How many lines in this material include the string "React"? Answer with the number and nothing further.

## Start PROVIDED DATA

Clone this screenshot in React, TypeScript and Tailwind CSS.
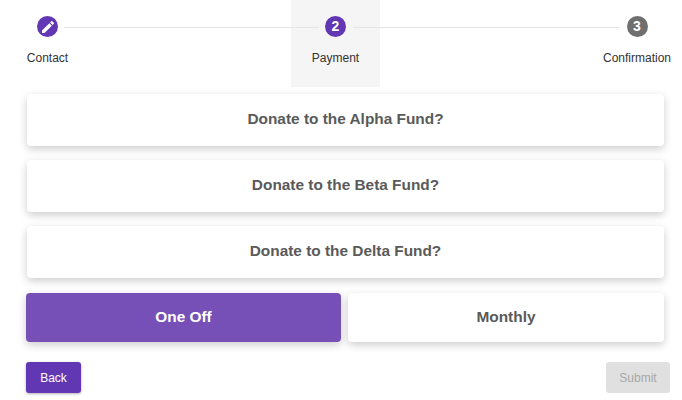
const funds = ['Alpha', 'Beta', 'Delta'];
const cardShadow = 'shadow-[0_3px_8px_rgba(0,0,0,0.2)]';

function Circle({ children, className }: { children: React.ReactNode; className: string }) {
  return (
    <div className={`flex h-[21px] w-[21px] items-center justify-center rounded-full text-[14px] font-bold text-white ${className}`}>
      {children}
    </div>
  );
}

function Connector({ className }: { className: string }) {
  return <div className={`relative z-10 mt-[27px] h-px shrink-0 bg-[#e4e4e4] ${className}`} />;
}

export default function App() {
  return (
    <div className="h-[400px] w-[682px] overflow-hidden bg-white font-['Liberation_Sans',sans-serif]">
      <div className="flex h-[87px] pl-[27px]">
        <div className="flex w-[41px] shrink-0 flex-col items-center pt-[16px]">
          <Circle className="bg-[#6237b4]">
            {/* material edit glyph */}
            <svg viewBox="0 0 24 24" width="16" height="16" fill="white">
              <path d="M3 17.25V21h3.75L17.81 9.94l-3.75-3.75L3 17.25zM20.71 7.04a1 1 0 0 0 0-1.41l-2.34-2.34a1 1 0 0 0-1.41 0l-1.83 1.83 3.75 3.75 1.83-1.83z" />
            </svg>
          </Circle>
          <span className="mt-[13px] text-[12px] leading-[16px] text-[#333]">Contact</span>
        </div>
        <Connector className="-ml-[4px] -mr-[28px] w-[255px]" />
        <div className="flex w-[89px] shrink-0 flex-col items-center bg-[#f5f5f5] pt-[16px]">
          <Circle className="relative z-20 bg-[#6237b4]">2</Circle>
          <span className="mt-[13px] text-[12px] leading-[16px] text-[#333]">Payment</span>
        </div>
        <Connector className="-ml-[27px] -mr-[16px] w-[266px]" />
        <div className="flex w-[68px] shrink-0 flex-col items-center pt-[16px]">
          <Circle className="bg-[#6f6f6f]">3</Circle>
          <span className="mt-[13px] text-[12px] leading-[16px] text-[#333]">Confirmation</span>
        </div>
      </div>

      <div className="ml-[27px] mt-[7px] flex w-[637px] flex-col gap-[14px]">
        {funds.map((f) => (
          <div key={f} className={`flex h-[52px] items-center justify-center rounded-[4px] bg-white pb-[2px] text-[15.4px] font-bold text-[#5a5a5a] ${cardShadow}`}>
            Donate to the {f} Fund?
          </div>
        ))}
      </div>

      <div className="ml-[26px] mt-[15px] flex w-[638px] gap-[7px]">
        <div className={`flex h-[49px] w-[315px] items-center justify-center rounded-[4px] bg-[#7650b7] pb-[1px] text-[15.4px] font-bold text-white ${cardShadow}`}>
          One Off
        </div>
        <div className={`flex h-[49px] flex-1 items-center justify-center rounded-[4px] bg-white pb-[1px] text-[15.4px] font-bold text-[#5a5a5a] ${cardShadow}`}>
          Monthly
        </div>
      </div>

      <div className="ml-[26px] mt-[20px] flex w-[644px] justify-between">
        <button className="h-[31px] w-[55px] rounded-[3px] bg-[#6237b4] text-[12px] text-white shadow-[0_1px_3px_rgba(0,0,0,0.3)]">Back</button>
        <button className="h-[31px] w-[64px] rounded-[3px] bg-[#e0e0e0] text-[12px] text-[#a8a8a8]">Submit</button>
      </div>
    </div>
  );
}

## End PROVIDED DATA

§ SOLUTION TO THE PROBLEM: 2